_What you will do_
Copy everything in the listing below word for word, apart from any images.

_Recorded data_
[Begin]

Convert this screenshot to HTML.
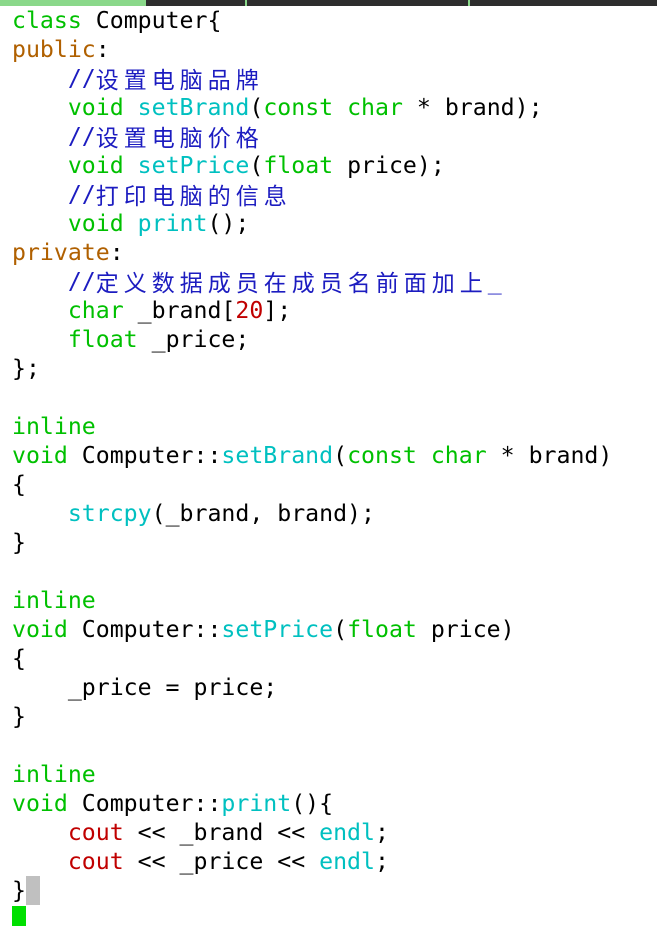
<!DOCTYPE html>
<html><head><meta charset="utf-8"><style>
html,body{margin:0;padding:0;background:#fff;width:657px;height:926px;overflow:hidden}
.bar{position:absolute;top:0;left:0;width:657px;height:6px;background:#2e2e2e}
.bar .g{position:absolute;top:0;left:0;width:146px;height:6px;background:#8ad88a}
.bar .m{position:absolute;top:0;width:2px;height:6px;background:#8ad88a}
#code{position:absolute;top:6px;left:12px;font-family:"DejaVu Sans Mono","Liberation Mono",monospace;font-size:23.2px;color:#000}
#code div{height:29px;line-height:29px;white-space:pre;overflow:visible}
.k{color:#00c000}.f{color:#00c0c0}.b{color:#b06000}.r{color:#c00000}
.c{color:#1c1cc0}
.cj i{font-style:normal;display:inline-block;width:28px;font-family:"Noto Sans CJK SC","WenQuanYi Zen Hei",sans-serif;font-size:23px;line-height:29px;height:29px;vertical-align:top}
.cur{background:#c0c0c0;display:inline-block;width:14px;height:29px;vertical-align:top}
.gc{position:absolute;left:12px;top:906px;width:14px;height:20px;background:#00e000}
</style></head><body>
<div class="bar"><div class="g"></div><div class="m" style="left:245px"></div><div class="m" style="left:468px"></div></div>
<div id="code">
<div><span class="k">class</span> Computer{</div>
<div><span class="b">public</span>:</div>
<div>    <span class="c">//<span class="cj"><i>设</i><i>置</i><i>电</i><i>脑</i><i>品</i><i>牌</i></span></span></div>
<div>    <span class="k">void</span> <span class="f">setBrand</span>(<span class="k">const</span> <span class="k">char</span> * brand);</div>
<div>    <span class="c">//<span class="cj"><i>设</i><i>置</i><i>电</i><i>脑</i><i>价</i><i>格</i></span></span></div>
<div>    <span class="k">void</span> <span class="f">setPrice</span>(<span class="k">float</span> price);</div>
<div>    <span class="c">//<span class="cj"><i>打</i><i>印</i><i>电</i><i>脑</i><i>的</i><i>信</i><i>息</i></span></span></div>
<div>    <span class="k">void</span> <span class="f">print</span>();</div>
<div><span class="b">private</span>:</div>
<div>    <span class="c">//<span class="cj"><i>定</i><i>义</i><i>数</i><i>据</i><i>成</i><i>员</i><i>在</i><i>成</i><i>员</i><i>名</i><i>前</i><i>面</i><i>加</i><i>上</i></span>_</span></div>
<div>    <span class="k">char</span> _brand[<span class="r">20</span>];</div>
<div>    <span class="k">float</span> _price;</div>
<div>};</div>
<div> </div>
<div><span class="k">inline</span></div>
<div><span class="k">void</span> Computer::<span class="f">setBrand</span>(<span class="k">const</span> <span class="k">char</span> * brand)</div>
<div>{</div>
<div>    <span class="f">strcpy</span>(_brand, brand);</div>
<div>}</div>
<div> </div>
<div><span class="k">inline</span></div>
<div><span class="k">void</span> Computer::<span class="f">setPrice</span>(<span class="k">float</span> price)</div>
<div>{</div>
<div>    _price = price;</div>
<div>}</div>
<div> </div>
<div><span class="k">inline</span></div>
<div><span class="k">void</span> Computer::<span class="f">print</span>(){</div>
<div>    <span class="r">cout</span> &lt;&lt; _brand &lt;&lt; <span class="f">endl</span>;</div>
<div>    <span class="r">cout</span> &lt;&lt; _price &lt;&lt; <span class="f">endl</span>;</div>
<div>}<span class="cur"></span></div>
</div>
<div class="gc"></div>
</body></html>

[End]

_Exercise result_
Convert this screenshot to HTML.
<!DOCTYPE html>
<html><head><meta charset="utf-8"><style>
html,body{margin:0;padding:0;background:#fff;width:657px;height:926px;overflow:hidden}
.bar{position:absolute;top:0;left:0;width:657px;height:6px;background:#2e2e2e}
.bar .g{position:absolute;top:0;left:0;width:146px;height:6px;background:#8ad88a}
.bar .m{position:absolute;top:0;width:2px;height:6px;background:#8ad88a}
#code{position:absolute;top:6px;left:12px;font-family:"DejaVu Sans Mono","Liberation Mono",monospace;font-size:23.2px;color:#000}
#code div{height:29px;line-height:29px;white-space:pre;overflow:visible}
.k{color:#00c000}.f{color:#00c0c0}.b{color:#b06000}.r{color:#c00000}
.c{color:#1c1cc0}
.cj i{font-style:normal;display:inline-block;width:28px;font-family:"Noto Sans CJK SC","WenQuanYi Zen Hei",sans-serif;font-size:23px;line-height:29px;height:29px;vertical-align:top}
.cur{background:#c0c0c0;display:inline-block;width:14px;height:29px;vertical-align:top}
.gc{position:absolute;left:12px;top:906px;width:14px;height:20px;background:#00e000}
</style></head><body>
<div class="bar"><div class="g"></div><div class="m" style="left:245px"></div><div class="m" style="left:468px"></div></div>
<div id="code">
<div><span class="k">class</span> Computer{</div>
<div><span class="b">public</span>:</div>
<div>    <span class="c">//<span class="cj"><i>设</i><i>置</i><i>电</i><i>脑</i><i>品</i><i>牌</i></span></span></div>
<div>    <span class="k">void</span> <span class="f">setBrand</span>(<span class="k">const</span> <span class="k">char</span> * brand);</div>
<div>    <span class="c">//<span class="cj"><i>设</i><i>置</i><i>电</i><i>脑</i><i>价</i><i>格</i></span></span></div>
<div>    <span class="k">void</span> <span class="f">setPrice</span>(<span class="k">float</span> price);</div>
<div>    <span class="c">//<span class="cj"><i>打</i><i>印</i><i>电</i><i>脑</i><i>的</i><i>信</i><i>息</i></span></span></div>
<div>    <span class="k">void</span> <span class="f">print</span>();</div>
<div><span class="b">private</span>:</div>
<div>    <span class="c">//<span class="cj"><i>定</i><i>义</i><i>数</i><i>据</i><i>成</i><i>员</i><i>在</i><i>成</i><i>员</i><i>名</i><i>前</i><i>面</i><i>加</i><i>上</i></span>_</span></div>
<div>    <span class="k">char</span> _brand[<span class="r">20</span>];</div>
<div>    <span class="k">float</span> _price;</div>
<div>};</div>
<div> </div>
<div><span class="k">inline</span></div>
<div><span class="k">void</span> Computer::<span class="f">setBrand</span>(<span class="k">const</span> <span class="k">char</span> * brand)</div>
<div>{</div>
<div>    <span class="f">strcpy</span>(_brand, brand);</div>
<div>}</div>
<div> </div>
<div><span class="k">inline</span></div>
<div><span class="k">void</span> Computer::<span class="f">setPrice</span>(<span class="k">float</span> price)</div>
<div>{</div>
<div>    _price = price;</div>
<div>}</div>
<div> </div>
<div><span class="k">inline</span></div>
<div><span class="k">void</span> Computer::<span class="f">print</span>(){</div>
<div>    <span class="r">cout</span> &lt;&lt; _brand &lt;&lt; <span class="f">endl</span>;</div>
<div>    <span class="r">cout</span> &lt;&lt; _price &lt;&lt; <span class="f">endl</span>;</div>
<div>}<span class="cur"></span></div>
</div>
<div class="gc"></div>
</body></html>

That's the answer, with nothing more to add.